-- begin Given information --

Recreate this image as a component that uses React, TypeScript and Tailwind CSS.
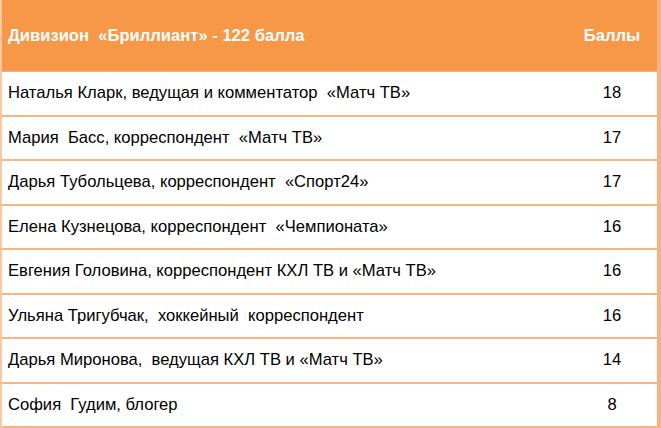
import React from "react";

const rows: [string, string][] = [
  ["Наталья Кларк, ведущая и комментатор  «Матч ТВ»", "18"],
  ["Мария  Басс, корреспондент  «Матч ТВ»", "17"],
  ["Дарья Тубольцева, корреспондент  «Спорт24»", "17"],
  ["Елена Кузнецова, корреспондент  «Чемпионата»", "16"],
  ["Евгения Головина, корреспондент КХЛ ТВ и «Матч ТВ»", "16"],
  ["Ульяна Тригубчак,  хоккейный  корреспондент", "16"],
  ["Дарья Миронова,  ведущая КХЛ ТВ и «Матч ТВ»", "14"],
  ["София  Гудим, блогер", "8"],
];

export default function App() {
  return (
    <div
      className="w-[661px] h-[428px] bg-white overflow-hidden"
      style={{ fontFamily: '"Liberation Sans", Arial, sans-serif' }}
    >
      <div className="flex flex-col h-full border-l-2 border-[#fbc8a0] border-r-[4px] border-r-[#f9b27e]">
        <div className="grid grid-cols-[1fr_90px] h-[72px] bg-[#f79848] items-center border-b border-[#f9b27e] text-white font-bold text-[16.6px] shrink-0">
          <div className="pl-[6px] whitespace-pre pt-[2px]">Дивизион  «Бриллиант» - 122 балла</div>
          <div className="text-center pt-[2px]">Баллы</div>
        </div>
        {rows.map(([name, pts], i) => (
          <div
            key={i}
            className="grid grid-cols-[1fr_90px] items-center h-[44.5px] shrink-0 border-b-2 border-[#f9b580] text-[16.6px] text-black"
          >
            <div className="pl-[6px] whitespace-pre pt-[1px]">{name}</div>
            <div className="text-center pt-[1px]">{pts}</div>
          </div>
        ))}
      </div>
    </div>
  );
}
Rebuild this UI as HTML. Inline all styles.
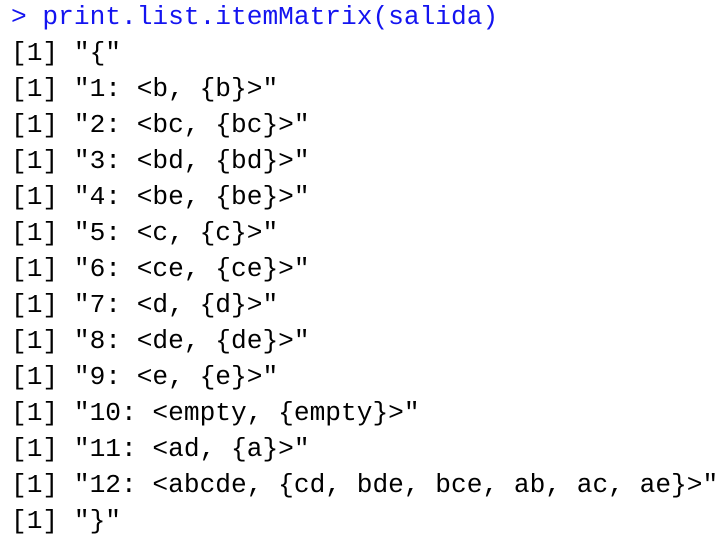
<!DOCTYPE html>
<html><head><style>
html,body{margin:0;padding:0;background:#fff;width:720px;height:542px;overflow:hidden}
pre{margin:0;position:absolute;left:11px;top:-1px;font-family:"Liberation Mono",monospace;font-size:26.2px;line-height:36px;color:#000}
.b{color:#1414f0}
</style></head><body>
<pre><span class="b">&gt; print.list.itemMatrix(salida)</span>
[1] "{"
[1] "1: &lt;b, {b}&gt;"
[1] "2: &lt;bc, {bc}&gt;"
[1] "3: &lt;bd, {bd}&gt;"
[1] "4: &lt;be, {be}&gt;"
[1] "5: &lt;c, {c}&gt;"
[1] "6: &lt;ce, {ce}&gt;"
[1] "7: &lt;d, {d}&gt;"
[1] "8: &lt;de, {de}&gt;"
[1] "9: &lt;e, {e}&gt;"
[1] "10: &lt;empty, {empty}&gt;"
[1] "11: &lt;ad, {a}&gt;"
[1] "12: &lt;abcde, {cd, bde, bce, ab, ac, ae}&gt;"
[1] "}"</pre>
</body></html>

-- end Given information --

- [Task requirements]: Write out the records above exactly as they appear, leaving out any pictures.

- [Result for this task]:
Recreate this image as a component that uses React, TypeScript and Tailwind CSS.
import React from "react";

const rows: [string, string][] = [
  ["Наталья Кларк, ведущая и комментатор  «Матч ТВ»", "18"],
  ["Мария  Басс, корреспондент  «Матч ТВ»", "17"],
  ["Дарья Тубольцева, корреспондент  «Спорт24»", "17"],
  ["Елена Кузнецова, корреспондент  «Чемпионата»", "16"],
  ["Евгения Головина, корреспондент КХЛ ТВ и «Матч ТВ»", "16"],
  ["Ульяна Тригубчак,  хоккейный  корреспондент", "16"],
  ["Дарья Миронова,  ведущая КХЛ ТВ и «Матч ТВ»", "14"],
  ["София  Гудим, блогер", "8"],
];

export default function App() {
  return (
    <div
      className="w-[661px] h-[428px] bg-white overflow-hidden"
      style={{ fontFamily: '"Liberation Sans", Arial, sans-serif' }}
    >
      <div className="flex flex-col h-full border-l-2 border-[#fbc8a0] border-r-[4px] border-r-[#f9b27e]">
        <div className="grid grid-cols-[1fr_90px] h-[72px] bg-[#f79848] items-center border-b border-[#f9b27e] text-white font-bold text-[16.6px] shrink-0">
          <div className="pl-[6px] whitespace-pre pt-[2px]">Дивизион  «Бриллиант» - 122 балла</div>
          <div className="text-center pt-[2px]">Баллы</div>
        </div>
        {rows.map(([name, pts], i) => (
          <div
            key={i}
            className="grid grid-cols-[1fr_90px] items-center h-[44.5px] shrink-0 border-b-2 border-[#f9b580] text-[16.6px] text-black"
          >
            <div className="pl-[6px] whitespace-pre pt-[1px]">{name}</div>
            <div className="text-center pt-[1px]">{pts}</div>
          </div>
        ))}
      </div>
    </div>
  );
}
Rebuild this UI as HTML. Inline all styles.
<!DOCTYPE html>
<html><head><style>
html,body{margin:0;padding:0;background:#fff;width:720px;height:542px;overflow:hidden}
pre{margin:0;position:absolute;left:11px;top:-1px;font-family:"Liberation Mono",monospace;font-size:26.2px;line-height:36px;color:#000}
.b{color:#1414f0}
</style></head><body>
<pre><span class="b">&gt; print.list.itemMatrix(salida)</span>
[1] "{"
[1] "1: &lt;b, {b}&gt;"
[1] "2: &lt;bc, {bc}&gt;"
[1] "3: &lt;bd, {bd}&gt;"
[1] "4: &lt;be, {be}&gt;"
[1] "5: &lt;c, {c}&gt;"
[1] "6: &lt;ce, {ce}&gt;"
[1] "7: &lt;d, {d}&gt;"
[1] "8: &lt;de, {de}&gt;"
[1] "9: &lt;e, {e}&gt;"
[1] "10: &lt;empty, {empty}&gt;"
[1] "11: &lt;ad, {a}&gt;"
[1] "12: &lt;abcde, {cd, bde, bce, ab, ac, ae}&gt;"
[1] "}"</pre>
</body></html>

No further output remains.